━━ Records for the task ━━

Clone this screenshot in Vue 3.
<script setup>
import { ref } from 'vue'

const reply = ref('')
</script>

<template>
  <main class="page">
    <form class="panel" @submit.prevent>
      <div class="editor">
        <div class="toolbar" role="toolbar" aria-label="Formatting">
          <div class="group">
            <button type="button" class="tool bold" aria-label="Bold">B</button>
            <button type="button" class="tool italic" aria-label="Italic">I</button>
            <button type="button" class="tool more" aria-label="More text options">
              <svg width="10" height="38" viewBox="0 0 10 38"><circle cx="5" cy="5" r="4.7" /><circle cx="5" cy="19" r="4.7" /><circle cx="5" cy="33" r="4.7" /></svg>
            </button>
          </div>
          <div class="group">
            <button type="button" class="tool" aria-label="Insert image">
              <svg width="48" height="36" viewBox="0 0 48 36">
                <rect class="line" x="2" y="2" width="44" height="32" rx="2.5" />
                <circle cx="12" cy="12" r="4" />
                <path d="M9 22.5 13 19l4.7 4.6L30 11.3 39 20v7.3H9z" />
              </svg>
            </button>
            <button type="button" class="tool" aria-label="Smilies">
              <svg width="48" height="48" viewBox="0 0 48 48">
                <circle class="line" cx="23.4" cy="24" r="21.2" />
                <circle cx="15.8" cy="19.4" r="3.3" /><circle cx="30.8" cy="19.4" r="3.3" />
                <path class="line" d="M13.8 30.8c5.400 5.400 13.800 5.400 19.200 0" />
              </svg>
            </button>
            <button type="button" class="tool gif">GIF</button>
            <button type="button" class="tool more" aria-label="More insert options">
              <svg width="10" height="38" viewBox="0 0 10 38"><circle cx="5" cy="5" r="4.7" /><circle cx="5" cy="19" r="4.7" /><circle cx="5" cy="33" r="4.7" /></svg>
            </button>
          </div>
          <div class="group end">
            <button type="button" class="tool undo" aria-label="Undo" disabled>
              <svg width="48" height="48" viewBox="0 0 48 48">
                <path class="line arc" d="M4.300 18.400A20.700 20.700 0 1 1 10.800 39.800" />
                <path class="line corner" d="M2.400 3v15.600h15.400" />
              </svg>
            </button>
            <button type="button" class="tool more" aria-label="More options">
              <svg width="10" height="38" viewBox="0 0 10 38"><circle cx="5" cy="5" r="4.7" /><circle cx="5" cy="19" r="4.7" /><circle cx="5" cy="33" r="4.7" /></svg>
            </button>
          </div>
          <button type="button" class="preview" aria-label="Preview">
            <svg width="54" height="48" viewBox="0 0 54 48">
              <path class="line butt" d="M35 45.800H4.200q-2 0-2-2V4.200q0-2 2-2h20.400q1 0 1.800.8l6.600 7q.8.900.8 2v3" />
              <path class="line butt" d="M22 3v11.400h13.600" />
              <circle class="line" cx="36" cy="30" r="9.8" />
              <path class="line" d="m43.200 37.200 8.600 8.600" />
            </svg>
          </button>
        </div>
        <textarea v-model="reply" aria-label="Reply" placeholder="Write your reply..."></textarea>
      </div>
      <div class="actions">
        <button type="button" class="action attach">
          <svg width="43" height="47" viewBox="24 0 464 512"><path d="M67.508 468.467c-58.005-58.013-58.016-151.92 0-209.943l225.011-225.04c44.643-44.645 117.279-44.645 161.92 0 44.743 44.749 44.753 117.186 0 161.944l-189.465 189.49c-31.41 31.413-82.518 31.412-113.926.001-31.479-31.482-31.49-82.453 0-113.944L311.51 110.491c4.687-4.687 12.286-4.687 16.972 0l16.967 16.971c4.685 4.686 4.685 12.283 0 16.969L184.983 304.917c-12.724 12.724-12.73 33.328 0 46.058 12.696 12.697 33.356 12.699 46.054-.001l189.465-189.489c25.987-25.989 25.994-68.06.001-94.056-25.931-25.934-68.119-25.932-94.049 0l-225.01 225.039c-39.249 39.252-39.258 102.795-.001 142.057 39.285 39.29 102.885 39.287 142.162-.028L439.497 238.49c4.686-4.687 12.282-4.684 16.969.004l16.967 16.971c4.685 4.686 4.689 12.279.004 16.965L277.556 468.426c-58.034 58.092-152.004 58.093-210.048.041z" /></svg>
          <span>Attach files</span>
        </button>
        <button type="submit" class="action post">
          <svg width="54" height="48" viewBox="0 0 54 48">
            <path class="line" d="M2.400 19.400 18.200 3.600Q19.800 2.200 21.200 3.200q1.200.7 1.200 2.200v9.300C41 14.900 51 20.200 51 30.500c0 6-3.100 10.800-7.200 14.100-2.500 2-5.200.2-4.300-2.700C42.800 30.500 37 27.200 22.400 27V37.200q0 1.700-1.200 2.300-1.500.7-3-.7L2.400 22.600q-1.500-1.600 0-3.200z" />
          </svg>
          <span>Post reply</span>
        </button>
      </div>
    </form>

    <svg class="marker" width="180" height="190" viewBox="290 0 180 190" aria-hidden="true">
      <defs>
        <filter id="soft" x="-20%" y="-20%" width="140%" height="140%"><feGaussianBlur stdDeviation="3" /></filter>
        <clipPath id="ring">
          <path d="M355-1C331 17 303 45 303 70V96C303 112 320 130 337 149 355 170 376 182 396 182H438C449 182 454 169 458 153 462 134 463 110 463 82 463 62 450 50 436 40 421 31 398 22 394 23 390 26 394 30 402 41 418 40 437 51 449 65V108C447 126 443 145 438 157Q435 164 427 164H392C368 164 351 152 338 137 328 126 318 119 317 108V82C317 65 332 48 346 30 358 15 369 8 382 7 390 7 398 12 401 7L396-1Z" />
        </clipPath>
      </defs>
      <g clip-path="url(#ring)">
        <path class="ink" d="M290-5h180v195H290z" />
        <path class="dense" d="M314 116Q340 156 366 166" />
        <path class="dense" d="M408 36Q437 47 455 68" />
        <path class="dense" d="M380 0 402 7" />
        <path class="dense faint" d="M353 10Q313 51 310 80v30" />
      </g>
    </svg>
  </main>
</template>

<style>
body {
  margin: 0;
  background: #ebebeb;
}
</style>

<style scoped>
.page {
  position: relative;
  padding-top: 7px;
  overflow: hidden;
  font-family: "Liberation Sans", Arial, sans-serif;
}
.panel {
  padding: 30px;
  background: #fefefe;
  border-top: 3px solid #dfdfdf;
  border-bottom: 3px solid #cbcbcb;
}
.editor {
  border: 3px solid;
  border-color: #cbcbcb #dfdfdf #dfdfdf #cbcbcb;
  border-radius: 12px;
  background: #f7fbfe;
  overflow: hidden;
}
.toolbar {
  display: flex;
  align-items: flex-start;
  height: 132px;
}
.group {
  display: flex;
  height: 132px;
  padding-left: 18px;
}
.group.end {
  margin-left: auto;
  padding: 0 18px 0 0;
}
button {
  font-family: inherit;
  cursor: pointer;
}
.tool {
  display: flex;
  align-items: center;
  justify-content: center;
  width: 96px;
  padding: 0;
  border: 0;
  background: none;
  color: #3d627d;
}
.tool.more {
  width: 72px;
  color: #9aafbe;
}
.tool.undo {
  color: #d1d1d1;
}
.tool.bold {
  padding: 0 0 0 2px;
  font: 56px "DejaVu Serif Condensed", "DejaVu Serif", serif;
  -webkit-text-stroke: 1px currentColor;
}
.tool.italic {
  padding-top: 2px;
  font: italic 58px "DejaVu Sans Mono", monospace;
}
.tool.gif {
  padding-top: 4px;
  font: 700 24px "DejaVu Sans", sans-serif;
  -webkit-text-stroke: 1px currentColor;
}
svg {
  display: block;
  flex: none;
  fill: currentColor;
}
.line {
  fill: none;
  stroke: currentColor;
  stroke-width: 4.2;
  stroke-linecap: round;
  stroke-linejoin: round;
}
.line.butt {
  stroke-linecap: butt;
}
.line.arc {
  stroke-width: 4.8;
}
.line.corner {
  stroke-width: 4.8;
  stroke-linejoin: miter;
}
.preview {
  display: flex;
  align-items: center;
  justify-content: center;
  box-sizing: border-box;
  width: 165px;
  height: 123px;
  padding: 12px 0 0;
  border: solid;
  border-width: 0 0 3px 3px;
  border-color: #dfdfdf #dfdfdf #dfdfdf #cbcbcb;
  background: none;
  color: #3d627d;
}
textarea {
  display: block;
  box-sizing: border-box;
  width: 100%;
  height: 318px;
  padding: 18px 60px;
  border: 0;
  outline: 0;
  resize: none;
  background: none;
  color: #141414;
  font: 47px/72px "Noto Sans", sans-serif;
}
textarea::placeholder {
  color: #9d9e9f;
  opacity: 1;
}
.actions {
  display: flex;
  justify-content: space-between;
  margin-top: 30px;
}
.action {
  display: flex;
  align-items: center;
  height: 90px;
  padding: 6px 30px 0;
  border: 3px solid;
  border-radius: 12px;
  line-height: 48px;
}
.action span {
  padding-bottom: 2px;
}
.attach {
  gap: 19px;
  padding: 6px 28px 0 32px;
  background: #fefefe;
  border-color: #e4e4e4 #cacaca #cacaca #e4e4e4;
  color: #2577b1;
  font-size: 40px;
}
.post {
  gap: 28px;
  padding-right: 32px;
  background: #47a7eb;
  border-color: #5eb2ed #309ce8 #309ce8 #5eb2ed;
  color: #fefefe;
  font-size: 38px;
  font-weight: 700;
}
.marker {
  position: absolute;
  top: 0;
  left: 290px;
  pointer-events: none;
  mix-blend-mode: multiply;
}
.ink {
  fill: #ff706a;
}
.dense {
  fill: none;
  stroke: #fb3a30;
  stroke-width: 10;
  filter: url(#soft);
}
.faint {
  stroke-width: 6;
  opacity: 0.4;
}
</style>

━━━
━━ Records for the task ━━

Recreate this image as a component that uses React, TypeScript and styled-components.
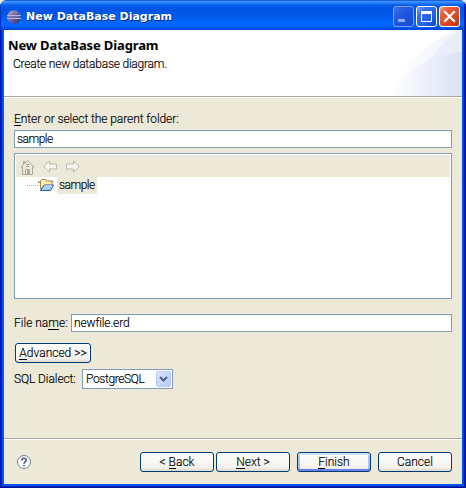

━━━

The task
From the entries above, extract each line containing "image".

Written answer
            <button type="button" class="tool" aria-label="Insert image">
Recreate this image as a component that uses React, TypeScript and styled-components.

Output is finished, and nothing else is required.